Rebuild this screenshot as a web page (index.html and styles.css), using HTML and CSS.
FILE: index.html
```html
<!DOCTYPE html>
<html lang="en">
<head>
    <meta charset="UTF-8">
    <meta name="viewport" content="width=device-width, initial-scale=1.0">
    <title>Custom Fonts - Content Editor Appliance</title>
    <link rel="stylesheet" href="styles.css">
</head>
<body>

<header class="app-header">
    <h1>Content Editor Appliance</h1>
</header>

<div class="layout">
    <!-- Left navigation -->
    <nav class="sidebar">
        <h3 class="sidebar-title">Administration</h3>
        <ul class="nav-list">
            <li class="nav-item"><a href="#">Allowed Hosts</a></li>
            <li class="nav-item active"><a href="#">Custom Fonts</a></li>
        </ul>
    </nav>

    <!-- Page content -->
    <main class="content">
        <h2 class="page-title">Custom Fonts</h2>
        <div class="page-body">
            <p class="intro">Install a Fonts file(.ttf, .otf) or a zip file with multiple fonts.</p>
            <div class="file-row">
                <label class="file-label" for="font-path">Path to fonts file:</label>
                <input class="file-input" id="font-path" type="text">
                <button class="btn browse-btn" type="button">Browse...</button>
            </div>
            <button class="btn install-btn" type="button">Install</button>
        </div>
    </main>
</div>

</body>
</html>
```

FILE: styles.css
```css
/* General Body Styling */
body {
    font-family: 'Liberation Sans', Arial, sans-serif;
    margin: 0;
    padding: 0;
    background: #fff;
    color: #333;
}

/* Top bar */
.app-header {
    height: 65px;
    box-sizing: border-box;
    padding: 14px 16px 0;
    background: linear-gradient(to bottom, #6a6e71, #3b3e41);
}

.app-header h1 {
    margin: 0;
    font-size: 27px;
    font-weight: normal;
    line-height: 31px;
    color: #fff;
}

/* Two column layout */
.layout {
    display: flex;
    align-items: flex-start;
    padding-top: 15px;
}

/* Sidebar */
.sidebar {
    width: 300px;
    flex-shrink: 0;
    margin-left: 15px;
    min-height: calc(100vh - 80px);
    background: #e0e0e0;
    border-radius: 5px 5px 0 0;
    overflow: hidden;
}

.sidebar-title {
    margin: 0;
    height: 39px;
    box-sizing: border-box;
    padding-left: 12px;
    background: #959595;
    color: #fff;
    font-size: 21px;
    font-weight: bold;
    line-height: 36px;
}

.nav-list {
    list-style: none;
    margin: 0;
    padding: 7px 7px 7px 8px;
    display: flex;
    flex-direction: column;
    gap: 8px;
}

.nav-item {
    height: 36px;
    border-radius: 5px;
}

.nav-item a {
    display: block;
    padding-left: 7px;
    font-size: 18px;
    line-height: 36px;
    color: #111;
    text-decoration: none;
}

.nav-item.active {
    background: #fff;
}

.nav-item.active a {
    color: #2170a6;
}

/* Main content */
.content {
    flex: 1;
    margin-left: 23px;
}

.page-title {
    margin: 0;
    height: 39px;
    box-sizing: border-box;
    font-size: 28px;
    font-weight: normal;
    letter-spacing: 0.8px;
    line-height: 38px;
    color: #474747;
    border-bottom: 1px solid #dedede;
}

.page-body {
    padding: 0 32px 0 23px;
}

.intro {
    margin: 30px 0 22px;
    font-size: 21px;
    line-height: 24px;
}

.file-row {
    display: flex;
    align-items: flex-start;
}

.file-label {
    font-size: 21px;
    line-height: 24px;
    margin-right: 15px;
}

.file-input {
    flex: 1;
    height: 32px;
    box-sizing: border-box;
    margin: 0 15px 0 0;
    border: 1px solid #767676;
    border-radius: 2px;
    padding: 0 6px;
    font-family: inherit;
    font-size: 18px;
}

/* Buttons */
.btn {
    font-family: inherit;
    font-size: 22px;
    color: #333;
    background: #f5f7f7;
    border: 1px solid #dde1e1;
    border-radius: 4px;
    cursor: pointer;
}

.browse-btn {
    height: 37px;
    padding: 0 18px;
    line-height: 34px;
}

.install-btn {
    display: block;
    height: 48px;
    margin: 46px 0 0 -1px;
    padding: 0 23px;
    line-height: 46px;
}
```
* * *
Write out every line of the material again, exactly as it reads.

Result of the task →
Rebuild this screenshot as a web page (index.html and styles.css), using HTML and CSS.
FILE: index.html
```html
<!DOCTYPE html>
<html lang="en">
<head>
    <meta charset="UTF-8">
    <meta name="viewport" content="width=device-width, initial-scale=1.0">
    <title>Custom Fonts - Content Editor Appliance</title>
    <link rel="stylesheet" href="styles.css">
</head>
<body>

<header class="app-header">
    <h1>Content Editor Appliance</h1>
</header>

<div class="layout">
    <!-- Left navigation -->
    <nav class="sidebar">
        <h3 class="sidebar-title">Administration</h3>
        <ul class="nav-list">
            <li class="nav-item"><a href="#">Allowed Hosts</a></li>
            <li class="nav-item active"><a href="#">Custom Fonts</a></li>
        </ul>
    </nav>

    <!-- Page content -->
    <main class="content">
        <h2 class="page-title">Custom Fonts</h2>
        <div class="page-body">
            <p class="intro">Install a Fonts file(.ttf, .otf) or a zip file with multiple fonts.</p>
            <div class="file-row">
                <label class="file-label" for="font-path">Path to fonts file:</label>
                <input class="file-input" id="font-path" type="text">
                <button class="btn browse-btn" type="button">Browse...</button>
            </div>
            <button class="btn install-btn" type="button">Install</button>
        </div>
    </main>
</div>

</body>
</html>
```

FILE: styles.css
```css
/* General Body Styling */
body {
    font-family: 'Liberation Sans', Arial, sans-serif;
    margin: 0;
    padding: 0;
    background: #fff;
    color: #333;
}

/* Top bar */
.app-header {
    height: 65px;
    box-sizing: border-box;
    padding: 14px 16px 0;
    background: linear-gradient(to bottom, #6a6e71, #3b3e41);
}

.app-header h1 {
    margin: 0;
    font-size: 27px;
    font-weight: normal;
    line-height: 31px;
    color: #fff;
}

/* Two column layout */
.layout {
    display: flex;
    align-items: flex-start;
    padding-top: 15px;
}

/* Sidebar */
.sidebar {
    width: 300px;
    flex-shrink: 0;
    margin-left: 15px;
    min-height: calc(100vh - 80px);
    background: #e0e0e0;
    border-radius: 5px 5px 0 0;
    overflow: hidden;
}

.sidebar-title {
    margin: 0;
    height: 39px;
    box-sizing: border-box;
    padding-left: 12px;
    background: #959595;
    color: #fff;
    font-size: 21px;
    font-weight: bold;
    line-height: 36px;
}

.nav-list {
    list-style: none;
    margin: 0;
    padding: 7px 7px 7px 8px;
    display: flex;
    flex-direction: column;
    gap: 8px;
}

.nav-item {
    height: 36px;
    border-radius: 5px;
}

.nav-item a {
    display: block;
    padding-left: 7px;
    font-size: 18px;
    line-height: 36px;
    color: #111;
    text-decoration: none;
}

.nav-item.active {
    background: #fff;
}

.nav-item.active a {
    color: #2170a6;
}

/* Main content */
.content {
    flex: 1;
    margin-left: 23px;
}

.page-title {
    margin: 0;
    height: 39px;
    box-sizing: border-box;
    font-size: 28px;
    font-weight: normal;
    letter-spacing: 0.8px;
    line-height: 38px;
    color: #474747;
    border-bottom: 1px solid #dedede;
}

.page-body {
    padding: 0 32px 0 23px;
}

.intro {
    margin: 30px 0 22px;
    font-size: 21px;
    line-height: 24px;
}

.file-row {
    display: flex;
    align-items: flex-start;
}

.file-label {
    font-size: 21px;
    line-height: 24px;
    margin-right: 15px;
}

.file-input {
    flex: 1;
    height: 32px;
    box-sizing: border-box;
    margin: 0 15px 0 0;
    border: 1px solid #767676;
    border-radius: 2px;
    padding: 0 6px;
    font-family: inherit;
    font-size: 18px;
}

/* Buttons */
.btn {
    font-family: inherit;
    font-size: 22px;
    color: #333;
    background: #f5f7f7;
    border: 1px solid #dde1e1;
    border-radius: 4px;
    cursor: pointer;
}

.browse-btn {
    height: 37px;
    padding: 0 18px;
    line-height: 34px;
}

.install-btn {
    display: block;
    height: 48px;
    margin: 46px 0 0 -1px;
    padding: 0 23px;
    line-height: 46px;
}
```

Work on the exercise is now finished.